What does this mean?
The US CBDC debate is heating up. Many members of the administration—like Secretary Yellen last week—are increasingly vocal about their support for the issuance of a US CBDC.
As we’ve written many times before, CBDC’s are a “tabula rasa” that can either be designed to empower individuals via self-custody, peer-to-peer transactions, and privacy or empower states with unprecedented levels of economic control and surveillance.

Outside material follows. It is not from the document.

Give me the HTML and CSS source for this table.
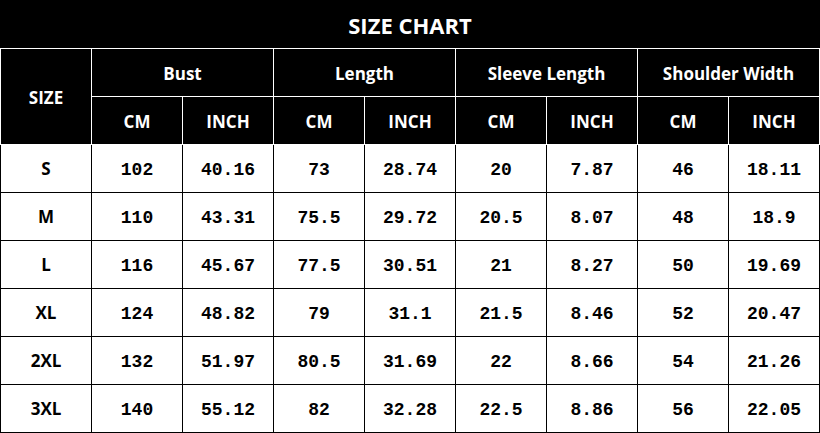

It’s encouraging to see Governor Waller make his views clear given (what we think will be) the profound societal consequences of where the “US CBDC debate” ends up.
CFTC Commissioner Seeks to Define Retail Crypto Investors
Last Friday, CFTC Commissioner Christy Goldsmith Romero said in an interview with CoinDesk that she intends to redefine the concept of a “retail investor” in crypto markets, as the CFTC may gain oversight of the space from Congress.
She argued that a newly defined retail investor would distinguish “household” investors from professionals and institutions and provide them with more consumer protections and disclosures.
The CFTC currently defines a retail investor as “an individual with total assets that do not exceed $10 million, or $5 million if the individual is entering into an agreement, contract, or transaction to manage risk.”
Commissioner Goldsmith Romero did not explicitly provide her new definition in the interview, stating she’ll informally introduce the concept on the CFTC’s website for the public to weigh in.
What does this mean?
The appropriateness of restricting certain investment opportunities to individuals based on their wealth has become a topic we’ve seen debated more frequently over the last few years, particularly as private markets have increasingly dominated high-risk/high-return opportunities.
The SEC’s accredited investor rules have generally been the focus of discussion, so it’s a good sign that a CFTC commissioner is thinking about the same issues in that context. It’s all the more important given that it’s a good bet the CFTC will, eventually, play some role in regulating digital asset markets.